How people behaved in this extreme situation of violence has now been described in the book ‘Executive Violence: The Austrian Police and National Socialism’. Almost fresh from the press, the work was solemnly presented at the Ministry of the Interior on Friday. Particularly exciting are the biographies in the ‘book of uncomfortable truths’, Stelzl-Marx explains.
The story of the father of Austrian Hollywood star and former Governor of California Arnold Schwarzenegger, Gustav Schwarzenegger, was also discussed. The reason for the investigation was a request from Arnold Schwarzenegger to the Simon Wiesenthal Center asking it to investigate his father’s military service.
As we now know, Gustav Schwarzenegger was admitted to the armed forces as a musician in 1930. In 1939 he accompanied the invasion of Poland as a constable. From 1941 he was involved in battles and securing territory during the campaign in the Soviet Union. However, because he was injured and contracted malaria, he was out of action relatively quickly. He was released and worked from 1944 until the end of the war with the rank of chief of police in Mürzzuschlag. After the war he denied that he was part of the NSDAP, which he joined in January 1941, according to the files. He was believed. That is why he remained “unencumbered” with the Federal Gendarmerie.
Austrian police officer executed in Moscow
The CV of Johann Scheiflinger, who has been employed by the Vienna police since 1938, is particularly eye-catching. In 1941 he came with a police regiment to Stryj in Galicia (Western Ukraine). When German troops withdrew in July 1944, he joined the Wehrmacht and was taken prisoner by the Soviets. In 1947 he returned to Austria and again worked as a gendarmerie in Carinthia. However, a short time later he was arrested – there were suspicions that he was involved in war crimes. As a result, he was extradited to the Soviet occupation forces, which initiated proceedings against him and other former police officers from Stryi. The indictment accused him of participating in murders as part of the campaign to make the area “Jew-free.” During mass shootings, he was part of the cordon that cordoned off the crime scene and shot those who escaped. The Soviet military tribunal in Baden near Vienna sentenced Scheiflinger to death. He was the only police officer executed in Moscow for the crimes in Stryi.
The role of the police in the Holocaust
Today we know that the police played a central role in upholding and enforcing Nazi rule. The basis of this ‘order’ was surveillance, oppression and terror.
Political ‘opponents’ or people classified as ‘criminal’ or ‘antisocial’ were imprisoned in the Mauthausen concentration camp, established in 1938, and its subcamps. The prisoners were forced to starve and do forced labor. The high-ranking officers of the “Political Department” stationed there are mostly criminal police officers. They kept records of the prisoners, interrogated them and determined who should go to the gas chamber or who would be shot in the neck.

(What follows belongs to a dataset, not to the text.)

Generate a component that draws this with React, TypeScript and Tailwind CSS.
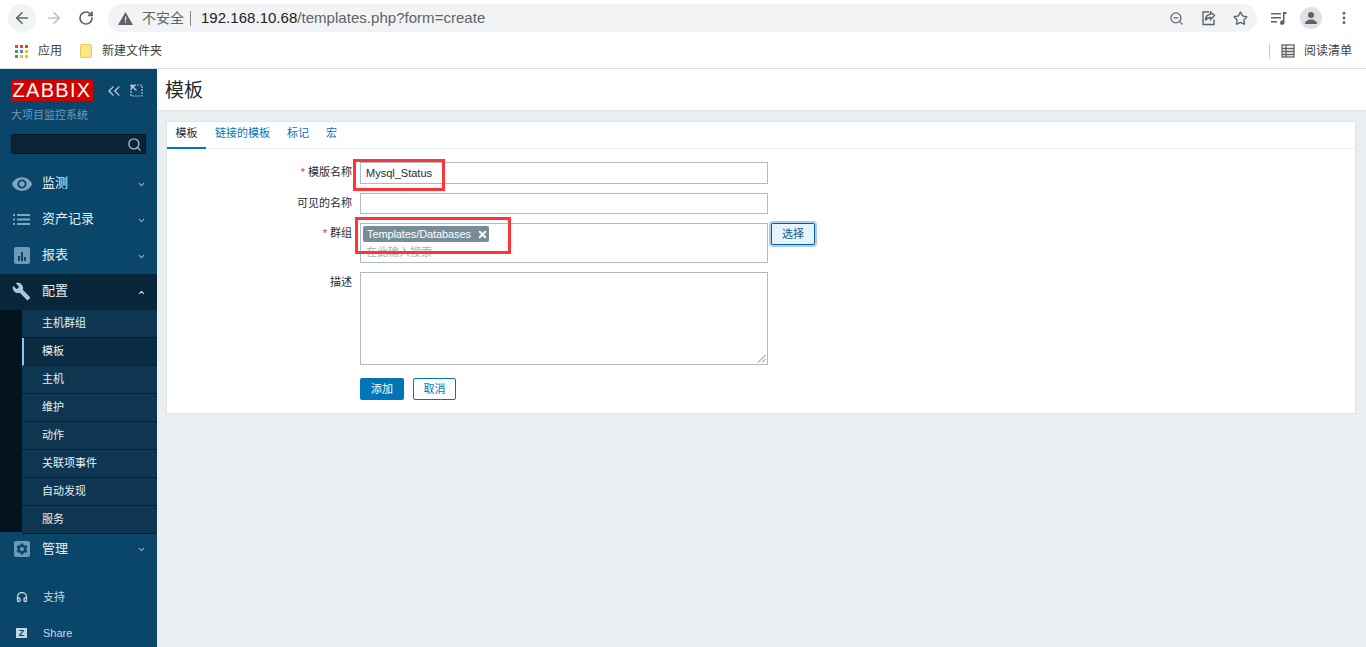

“The police also took action when escapes from the camp took place,” explains co-editor Gregor Holzinger of the Mauthausen Memorial. The most famous was the mass escape of Russian prisoners of war in February 1945, which went down in history rather cynically as a ‘hare hunt’. Police teams from all over the area were involved and also took part in the other killings.
But there was also resistance among the police during the Nazi era, says co-editor Andreas Kranebitter of the Documentation Archive of the Resistance. He was all the more courageous because “he had to rebel against his own institutions, he had to rebel against his own colleagues. And he was also persecuted by his own colleagues.”